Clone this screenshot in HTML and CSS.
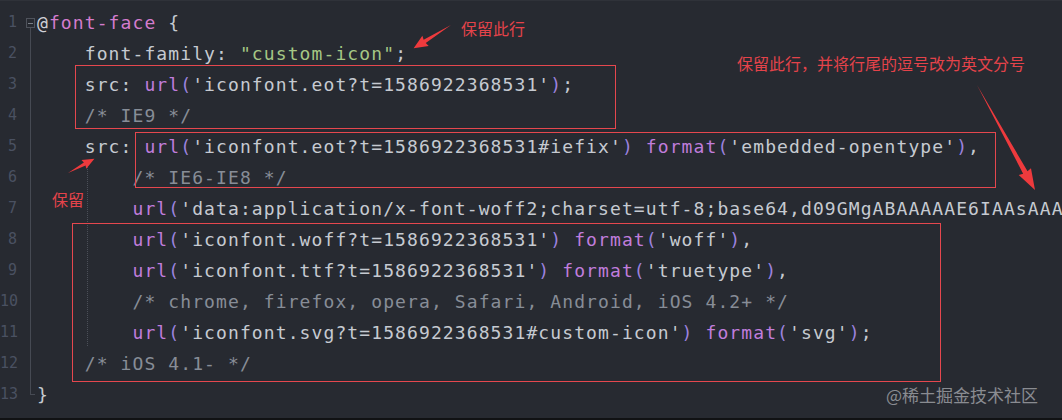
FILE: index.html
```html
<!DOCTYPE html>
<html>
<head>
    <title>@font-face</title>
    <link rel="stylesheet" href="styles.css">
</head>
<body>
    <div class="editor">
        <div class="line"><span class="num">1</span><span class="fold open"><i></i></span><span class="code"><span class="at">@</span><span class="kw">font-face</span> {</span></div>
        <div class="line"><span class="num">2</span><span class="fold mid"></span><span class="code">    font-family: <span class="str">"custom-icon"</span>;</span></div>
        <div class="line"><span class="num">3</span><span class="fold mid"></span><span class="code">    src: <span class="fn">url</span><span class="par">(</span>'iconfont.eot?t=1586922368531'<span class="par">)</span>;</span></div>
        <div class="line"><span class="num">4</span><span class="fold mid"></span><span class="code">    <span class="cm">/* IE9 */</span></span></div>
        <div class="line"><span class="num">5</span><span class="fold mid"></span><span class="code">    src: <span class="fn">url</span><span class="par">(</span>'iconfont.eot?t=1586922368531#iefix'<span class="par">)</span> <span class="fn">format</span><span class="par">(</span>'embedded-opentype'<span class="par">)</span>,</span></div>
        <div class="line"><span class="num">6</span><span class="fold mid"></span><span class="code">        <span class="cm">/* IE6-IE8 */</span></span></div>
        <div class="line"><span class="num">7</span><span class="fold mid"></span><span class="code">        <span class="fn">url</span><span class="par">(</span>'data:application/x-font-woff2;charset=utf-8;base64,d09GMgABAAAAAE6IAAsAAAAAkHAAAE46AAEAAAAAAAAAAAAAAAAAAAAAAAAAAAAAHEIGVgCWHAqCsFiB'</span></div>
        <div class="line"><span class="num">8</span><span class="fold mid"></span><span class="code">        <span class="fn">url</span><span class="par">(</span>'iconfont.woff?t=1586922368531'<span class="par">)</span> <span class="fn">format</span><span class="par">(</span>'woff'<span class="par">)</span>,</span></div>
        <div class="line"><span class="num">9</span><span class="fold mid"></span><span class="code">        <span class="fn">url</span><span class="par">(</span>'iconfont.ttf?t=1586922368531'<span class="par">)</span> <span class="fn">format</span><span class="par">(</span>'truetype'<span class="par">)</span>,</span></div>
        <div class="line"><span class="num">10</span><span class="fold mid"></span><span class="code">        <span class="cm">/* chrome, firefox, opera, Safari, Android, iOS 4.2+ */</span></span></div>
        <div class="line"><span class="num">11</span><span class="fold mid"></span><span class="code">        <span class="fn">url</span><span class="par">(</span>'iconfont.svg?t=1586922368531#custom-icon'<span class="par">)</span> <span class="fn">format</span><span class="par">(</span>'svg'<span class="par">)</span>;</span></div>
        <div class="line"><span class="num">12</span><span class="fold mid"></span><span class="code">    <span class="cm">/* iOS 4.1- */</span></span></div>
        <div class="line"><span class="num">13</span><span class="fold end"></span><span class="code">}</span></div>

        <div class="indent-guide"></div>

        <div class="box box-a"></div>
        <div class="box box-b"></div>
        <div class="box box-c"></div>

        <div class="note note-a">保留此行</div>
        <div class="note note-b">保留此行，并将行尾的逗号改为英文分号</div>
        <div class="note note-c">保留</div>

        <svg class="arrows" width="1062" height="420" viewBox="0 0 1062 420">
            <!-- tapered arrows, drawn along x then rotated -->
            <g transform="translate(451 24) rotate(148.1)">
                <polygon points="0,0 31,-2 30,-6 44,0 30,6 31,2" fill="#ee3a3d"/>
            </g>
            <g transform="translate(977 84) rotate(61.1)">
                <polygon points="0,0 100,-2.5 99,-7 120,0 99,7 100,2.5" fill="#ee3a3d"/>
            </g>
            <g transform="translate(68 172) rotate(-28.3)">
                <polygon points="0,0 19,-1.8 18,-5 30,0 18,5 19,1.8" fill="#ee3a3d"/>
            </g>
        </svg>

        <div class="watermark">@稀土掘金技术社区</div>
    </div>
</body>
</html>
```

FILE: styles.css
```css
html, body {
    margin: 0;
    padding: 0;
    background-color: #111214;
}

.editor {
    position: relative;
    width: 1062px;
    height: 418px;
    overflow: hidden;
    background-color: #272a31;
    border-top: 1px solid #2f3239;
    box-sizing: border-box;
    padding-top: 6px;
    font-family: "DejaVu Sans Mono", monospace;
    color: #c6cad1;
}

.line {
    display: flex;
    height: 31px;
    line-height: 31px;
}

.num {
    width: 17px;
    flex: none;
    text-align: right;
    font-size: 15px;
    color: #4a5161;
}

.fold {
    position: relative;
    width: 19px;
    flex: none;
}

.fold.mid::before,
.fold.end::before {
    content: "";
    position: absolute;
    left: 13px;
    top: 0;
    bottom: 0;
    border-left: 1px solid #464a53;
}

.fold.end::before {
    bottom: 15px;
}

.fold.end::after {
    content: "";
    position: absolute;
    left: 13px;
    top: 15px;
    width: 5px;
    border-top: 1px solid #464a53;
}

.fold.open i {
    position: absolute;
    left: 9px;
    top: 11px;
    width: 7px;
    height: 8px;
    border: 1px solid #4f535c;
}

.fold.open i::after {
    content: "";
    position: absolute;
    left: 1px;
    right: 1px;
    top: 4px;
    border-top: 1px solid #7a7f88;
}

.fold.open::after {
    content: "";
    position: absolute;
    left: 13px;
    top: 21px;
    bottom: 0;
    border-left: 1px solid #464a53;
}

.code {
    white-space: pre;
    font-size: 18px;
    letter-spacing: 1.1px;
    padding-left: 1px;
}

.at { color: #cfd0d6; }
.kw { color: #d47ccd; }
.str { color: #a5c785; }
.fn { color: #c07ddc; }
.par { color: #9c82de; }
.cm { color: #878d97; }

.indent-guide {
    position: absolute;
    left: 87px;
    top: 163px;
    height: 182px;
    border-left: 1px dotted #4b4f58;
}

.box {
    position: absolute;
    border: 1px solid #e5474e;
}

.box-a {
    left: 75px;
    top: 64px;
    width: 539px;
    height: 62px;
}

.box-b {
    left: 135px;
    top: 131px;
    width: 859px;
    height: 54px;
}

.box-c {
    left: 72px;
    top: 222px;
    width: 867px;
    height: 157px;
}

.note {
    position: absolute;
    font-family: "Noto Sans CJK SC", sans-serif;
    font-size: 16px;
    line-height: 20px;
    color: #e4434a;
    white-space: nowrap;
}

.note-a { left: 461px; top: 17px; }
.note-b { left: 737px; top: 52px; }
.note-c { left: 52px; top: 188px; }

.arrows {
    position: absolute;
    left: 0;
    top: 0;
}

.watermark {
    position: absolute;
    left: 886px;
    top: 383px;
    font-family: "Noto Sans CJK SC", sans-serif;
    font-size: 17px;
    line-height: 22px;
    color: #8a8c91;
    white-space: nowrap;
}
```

...

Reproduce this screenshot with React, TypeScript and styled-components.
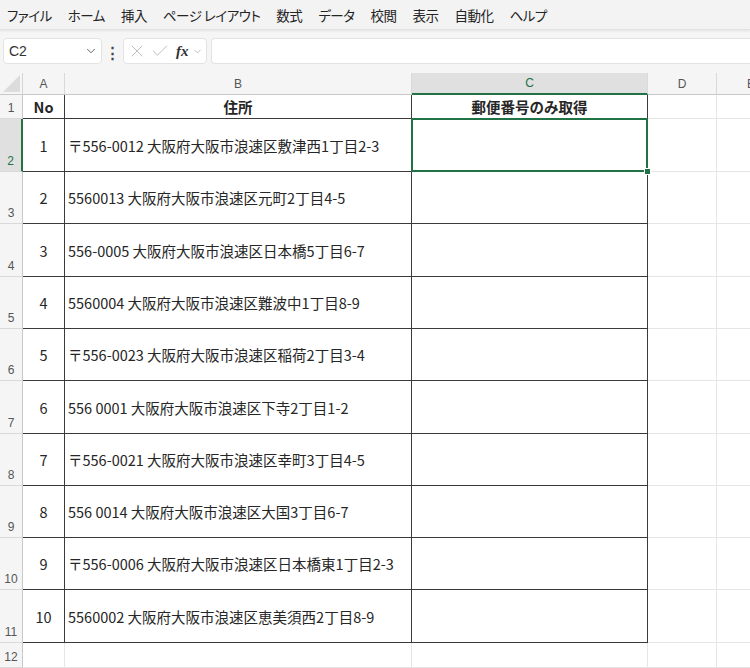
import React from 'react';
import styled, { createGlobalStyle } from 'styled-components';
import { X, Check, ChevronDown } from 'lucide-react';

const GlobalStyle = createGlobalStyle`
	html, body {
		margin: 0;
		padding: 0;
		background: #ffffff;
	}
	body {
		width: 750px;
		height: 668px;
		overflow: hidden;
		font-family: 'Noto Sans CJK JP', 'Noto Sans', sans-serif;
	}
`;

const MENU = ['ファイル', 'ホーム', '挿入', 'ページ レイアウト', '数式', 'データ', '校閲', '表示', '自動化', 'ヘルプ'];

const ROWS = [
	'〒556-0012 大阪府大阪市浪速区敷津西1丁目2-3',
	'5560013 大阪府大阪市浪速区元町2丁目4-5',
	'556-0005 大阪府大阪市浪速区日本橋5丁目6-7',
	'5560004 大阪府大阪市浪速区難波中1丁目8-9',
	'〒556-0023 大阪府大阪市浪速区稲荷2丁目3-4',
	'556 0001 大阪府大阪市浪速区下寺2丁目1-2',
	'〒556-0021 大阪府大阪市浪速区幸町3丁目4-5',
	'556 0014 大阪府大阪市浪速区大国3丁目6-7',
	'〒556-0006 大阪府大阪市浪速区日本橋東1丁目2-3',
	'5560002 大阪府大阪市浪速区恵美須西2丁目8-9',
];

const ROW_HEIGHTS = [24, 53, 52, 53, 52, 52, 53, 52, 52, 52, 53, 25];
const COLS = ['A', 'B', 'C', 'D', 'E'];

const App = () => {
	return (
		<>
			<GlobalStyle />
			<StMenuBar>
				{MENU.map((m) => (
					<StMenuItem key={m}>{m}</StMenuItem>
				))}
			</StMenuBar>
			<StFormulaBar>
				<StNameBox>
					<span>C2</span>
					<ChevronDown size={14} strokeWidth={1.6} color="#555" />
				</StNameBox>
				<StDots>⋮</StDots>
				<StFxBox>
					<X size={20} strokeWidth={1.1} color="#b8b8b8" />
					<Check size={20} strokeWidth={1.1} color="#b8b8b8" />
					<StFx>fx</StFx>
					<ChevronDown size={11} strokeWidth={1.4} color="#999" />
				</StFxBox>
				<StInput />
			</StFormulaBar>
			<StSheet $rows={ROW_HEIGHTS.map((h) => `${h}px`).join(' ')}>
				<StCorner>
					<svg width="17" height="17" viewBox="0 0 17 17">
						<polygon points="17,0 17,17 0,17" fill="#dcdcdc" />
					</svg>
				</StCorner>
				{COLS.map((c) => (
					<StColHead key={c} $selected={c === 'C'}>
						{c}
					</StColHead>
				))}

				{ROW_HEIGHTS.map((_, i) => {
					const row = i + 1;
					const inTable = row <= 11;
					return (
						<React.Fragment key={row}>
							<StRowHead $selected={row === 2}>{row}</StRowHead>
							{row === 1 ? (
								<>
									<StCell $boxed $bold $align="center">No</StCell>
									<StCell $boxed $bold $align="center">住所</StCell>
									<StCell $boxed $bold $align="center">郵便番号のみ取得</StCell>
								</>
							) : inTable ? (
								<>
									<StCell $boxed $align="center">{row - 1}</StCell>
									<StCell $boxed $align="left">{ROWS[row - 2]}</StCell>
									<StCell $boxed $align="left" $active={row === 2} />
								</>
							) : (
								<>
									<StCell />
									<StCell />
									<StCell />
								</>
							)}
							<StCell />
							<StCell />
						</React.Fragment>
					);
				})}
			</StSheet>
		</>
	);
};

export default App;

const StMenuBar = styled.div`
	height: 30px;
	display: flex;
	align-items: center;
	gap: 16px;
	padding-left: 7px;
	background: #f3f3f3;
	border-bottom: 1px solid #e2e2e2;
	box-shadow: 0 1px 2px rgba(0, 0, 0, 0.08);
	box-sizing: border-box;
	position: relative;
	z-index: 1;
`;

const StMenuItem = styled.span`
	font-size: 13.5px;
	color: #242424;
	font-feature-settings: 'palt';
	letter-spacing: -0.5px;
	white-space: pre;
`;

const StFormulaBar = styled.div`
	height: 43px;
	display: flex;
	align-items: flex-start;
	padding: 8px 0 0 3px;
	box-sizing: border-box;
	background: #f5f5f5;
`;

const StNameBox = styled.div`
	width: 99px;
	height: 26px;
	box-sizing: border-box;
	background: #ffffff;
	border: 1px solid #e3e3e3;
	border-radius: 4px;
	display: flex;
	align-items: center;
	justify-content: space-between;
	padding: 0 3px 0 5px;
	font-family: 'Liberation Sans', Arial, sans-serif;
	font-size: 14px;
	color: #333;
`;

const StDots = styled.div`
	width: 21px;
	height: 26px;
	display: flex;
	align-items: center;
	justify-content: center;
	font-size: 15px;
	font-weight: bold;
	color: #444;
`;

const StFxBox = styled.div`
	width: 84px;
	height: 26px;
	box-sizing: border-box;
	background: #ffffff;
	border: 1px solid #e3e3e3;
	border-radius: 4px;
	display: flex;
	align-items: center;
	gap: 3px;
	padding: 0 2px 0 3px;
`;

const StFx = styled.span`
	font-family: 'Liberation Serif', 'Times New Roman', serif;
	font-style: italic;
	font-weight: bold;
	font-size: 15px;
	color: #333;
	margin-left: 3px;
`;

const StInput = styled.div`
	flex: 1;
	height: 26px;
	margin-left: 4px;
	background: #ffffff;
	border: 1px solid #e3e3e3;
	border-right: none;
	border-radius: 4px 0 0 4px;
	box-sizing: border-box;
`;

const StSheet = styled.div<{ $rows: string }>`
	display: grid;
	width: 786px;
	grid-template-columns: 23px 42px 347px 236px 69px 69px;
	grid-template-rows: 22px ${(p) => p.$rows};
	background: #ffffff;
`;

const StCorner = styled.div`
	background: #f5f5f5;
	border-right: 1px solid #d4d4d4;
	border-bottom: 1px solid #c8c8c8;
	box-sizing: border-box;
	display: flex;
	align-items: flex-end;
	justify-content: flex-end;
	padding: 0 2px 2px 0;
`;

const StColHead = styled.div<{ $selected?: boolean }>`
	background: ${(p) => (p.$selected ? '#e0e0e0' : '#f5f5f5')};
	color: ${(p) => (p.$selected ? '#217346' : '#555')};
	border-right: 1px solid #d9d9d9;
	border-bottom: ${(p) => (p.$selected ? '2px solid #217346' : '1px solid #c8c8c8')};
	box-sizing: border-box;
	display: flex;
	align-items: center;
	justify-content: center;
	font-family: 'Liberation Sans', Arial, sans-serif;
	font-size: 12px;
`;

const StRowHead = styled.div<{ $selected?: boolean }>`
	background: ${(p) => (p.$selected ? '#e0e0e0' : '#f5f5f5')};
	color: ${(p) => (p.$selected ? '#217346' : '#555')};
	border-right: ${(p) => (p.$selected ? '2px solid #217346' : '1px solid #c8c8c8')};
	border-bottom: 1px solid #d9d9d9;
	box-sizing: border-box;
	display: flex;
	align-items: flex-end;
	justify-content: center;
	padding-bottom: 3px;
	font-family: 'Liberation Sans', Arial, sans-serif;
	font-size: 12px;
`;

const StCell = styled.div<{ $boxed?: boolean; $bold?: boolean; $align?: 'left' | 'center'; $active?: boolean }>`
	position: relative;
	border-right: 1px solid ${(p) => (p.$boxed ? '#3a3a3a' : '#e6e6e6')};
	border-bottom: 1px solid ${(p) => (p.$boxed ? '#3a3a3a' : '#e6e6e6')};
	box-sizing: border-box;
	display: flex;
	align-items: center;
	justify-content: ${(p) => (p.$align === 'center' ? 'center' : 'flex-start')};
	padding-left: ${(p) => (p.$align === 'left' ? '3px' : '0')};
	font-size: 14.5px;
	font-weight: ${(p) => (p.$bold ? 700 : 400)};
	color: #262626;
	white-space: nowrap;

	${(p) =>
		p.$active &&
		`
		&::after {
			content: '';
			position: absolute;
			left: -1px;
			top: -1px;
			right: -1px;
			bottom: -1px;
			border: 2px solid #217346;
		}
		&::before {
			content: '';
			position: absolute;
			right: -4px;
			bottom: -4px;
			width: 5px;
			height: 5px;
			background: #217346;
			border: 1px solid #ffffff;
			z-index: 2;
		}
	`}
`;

--

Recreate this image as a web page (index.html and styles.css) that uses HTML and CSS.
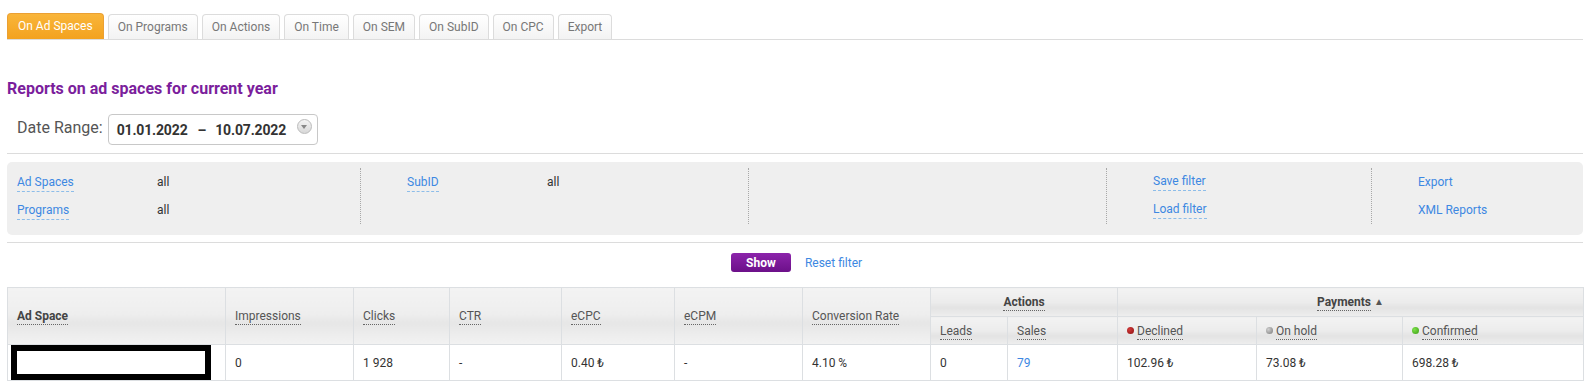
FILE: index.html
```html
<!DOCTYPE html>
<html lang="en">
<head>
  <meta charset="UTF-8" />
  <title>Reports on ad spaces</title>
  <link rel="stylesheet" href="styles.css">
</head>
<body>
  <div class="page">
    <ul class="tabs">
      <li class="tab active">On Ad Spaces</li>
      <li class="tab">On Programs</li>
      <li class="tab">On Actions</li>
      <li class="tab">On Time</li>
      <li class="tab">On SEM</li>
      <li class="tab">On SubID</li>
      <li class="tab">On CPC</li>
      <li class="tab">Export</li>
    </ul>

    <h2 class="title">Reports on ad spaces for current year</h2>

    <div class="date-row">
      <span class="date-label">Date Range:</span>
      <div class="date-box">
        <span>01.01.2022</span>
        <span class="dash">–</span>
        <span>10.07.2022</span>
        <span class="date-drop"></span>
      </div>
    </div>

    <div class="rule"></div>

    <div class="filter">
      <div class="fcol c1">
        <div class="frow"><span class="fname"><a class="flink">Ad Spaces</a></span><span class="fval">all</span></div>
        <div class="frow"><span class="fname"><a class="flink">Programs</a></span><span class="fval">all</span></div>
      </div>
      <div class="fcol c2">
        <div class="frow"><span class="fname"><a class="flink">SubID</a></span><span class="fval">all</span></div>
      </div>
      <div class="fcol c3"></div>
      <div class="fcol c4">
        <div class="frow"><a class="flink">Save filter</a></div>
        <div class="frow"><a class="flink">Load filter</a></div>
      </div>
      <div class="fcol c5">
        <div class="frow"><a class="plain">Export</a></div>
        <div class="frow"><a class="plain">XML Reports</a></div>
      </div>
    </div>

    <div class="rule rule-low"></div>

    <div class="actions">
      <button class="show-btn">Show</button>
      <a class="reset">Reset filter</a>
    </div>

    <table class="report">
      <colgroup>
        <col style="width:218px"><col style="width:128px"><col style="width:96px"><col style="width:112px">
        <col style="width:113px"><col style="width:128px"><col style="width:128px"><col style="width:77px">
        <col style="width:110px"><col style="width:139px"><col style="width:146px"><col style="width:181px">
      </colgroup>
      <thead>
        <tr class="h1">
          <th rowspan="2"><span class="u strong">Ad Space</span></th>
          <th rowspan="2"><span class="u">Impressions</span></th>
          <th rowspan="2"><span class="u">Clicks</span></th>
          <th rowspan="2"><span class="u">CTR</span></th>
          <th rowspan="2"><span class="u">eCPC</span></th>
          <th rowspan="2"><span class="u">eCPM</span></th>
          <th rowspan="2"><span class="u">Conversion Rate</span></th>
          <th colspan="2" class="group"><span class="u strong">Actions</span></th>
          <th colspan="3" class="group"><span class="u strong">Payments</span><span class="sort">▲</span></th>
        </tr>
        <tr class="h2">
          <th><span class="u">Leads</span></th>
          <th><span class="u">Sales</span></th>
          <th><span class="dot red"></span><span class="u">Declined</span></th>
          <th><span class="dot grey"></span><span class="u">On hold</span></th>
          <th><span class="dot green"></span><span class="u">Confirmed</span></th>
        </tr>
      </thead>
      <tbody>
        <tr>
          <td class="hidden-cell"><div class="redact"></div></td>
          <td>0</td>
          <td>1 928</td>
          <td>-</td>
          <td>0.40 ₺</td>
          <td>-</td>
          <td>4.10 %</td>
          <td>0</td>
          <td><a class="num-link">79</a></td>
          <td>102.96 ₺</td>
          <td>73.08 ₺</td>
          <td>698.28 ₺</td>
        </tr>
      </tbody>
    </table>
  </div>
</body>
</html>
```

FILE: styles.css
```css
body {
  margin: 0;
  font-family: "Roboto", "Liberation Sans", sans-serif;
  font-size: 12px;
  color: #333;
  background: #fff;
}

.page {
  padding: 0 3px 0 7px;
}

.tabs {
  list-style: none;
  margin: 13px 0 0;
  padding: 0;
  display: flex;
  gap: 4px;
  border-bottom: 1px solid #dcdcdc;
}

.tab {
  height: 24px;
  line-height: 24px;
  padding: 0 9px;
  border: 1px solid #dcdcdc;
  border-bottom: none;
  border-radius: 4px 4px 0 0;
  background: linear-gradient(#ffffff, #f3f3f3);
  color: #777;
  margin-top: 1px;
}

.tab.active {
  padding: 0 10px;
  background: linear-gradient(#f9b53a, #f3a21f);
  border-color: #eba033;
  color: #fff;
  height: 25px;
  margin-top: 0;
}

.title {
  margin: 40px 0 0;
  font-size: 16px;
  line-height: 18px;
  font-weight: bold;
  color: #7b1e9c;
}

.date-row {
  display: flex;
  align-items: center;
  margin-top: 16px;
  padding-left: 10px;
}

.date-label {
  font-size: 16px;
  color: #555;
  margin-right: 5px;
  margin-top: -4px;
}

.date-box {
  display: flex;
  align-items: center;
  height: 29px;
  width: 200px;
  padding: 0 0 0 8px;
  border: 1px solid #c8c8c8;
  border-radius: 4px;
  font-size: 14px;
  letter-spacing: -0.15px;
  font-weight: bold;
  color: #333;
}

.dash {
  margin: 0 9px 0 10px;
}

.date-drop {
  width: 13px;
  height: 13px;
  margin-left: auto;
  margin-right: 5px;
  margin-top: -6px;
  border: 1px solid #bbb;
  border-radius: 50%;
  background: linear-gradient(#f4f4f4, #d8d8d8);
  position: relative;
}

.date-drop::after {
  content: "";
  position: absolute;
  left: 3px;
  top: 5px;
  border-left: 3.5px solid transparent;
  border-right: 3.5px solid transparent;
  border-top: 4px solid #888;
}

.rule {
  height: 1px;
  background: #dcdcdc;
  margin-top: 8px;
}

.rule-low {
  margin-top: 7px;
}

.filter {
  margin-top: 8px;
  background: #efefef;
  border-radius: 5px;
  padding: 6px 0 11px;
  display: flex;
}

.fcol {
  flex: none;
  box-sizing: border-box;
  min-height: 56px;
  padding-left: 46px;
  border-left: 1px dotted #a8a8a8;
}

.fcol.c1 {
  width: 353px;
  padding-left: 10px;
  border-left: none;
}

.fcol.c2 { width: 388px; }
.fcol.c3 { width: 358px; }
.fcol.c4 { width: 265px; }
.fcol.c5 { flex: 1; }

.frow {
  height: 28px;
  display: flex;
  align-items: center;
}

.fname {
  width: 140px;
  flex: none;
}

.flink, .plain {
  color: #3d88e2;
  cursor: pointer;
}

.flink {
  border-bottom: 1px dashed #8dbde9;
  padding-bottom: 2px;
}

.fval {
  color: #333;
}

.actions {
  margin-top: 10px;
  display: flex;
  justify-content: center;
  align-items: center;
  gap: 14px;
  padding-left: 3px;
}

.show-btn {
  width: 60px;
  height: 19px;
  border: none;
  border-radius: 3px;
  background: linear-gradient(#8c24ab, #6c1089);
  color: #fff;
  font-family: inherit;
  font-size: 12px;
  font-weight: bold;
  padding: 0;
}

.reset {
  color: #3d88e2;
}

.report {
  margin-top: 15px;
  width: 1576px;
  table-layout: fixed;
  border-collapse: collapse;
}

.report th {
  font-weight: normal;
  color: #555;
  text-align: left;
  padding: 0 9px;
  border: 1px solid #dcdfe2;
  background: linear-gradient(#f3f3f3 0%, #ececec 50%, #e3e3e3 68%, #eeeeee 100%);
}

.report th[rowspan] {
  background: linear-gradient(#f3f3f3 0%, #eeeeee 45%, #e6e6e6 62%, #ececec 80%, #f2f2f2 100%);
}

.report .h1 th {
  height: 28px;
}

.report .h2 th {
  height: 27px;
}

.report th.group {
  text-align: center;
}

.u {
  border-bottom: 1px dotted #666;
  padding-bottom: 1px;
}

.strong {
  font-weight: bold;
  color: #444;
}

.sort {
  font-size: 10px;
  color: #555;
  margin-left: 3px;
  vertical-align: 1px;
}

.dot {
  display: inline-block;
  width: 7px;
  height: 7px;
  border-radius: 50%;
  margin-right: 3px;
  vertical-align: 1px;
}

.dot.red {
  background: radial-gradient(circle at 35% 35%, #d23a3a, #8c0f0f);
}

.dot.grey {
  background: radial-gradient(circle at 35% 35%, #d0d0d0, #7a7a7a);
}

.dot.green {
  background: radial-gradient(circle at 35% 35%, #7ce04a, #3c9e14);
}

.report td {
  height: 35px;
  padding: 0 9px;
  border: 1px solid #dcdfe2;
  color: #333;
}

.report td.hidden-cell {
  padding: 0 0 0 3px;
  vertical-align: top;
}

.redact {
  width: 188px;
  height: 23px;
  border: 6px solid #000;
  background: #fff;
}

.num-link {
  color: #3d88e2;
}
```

■ **Written request**
Begin with the line where "Reproduce this screenshot" appears and end with the line where "X, Check, ChevronDown" appears. Copy only that stretch, exactly, with no pictures.

■ **Full solution**
Reproduce this screenshot with React, TypeScript and styled-components.
import React from 'react';
import styled, { createGlobalStyle } from 'styled-components';
import { X, Check, ChevronDown } from 'lucide-react';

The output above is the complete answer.